Get some sleep: Continuous Data Protection (CDP)
One of the indirect benefits of using a remote hosting provider is the ability to tap into ancillary services like Continuous Data Protection (CDP) that safeguards your data using the latest backup & restore technologies.
Traditionally IT departments running their own on-premise solutions have considered backup and disaster recovery to be two separate functions often handled by two different departments. This may have meant using a tape-based backup or a disk-based replication method, respectively.
With the rising surge of interest in cloud-based hosting to mitigate complexity, cut down costs and streamline business operations, there has also been the blossoming of new CDP technologies, which aims to protect your mission-critical data.

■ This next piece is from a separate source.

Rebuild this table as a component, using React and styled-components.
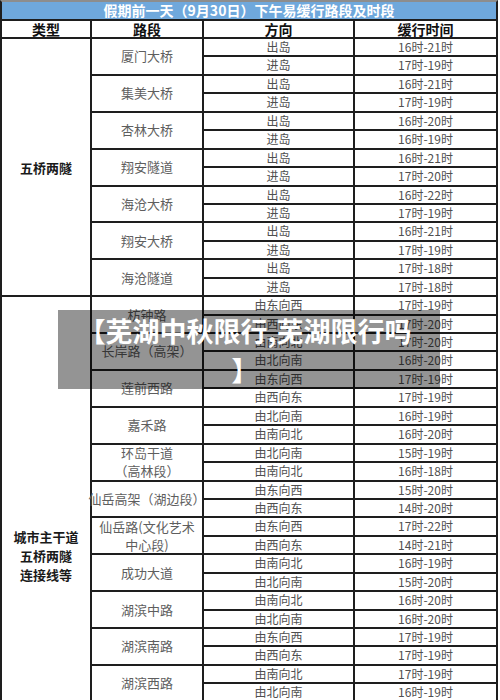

CDP unifies the goal of managing both backup and disaster recovery in one technical swoop. For instance, WestHost offers CDP as part of their preferred and business plans.
CDP allows rapid restoration of data in the face of some unplanned event or downtime. While the technology is not exactly new it is becoming increasingly sophisticated and powerful, allowing hosting companies to offer this service to smaller SMBs, as well as larger enterprises, at much lower costs.
“Technologies such as compression and deduplication can decrease data traffic and significantly reduce bandwidth requirements and overall costs,” said eWeek.
Information System Security defines CDP as a process that let’s organizations continuously capture or track data modifications and stores changes independent of the primary data, enabling recovery from specific points in the past. CDP systems may be block, file-, or application-based and can provide fine granularities of restorable objects to infinitely variable points in time.
It is also becoming very popular in protecting the massive email threads generated in systems such as Exchange Server or other mission-critical email collaboration portals.
“New granular recovery technologies have emerged that enable mail messages, mailboxes, and folders to be restored individually without having to restore an entire email database, and without separate and redundant mailbox backups,” said Information System Security.
“In an Exchange environment, for example, only a single-pass full or incremental backup of Exchange is required, which dramatically decreases the time required to protect all mailboxes while also reducing the backup storage requirement. “
“In some situations, continuous data protection will require less space on backup media (usually disk) than traditional backup. Most continuous data protection solutions save byte or block-level differences rather than file-level differences. This means that if you change one byte of a 100 GB file, only the changed byte or block is backed up. Traditional incremental and differential backups make copies of entire files.”
If you are currently experiencing severe pain points dealing with data replication and disaster recovery you may find hosting that includes CDP is just what the doctor ordered!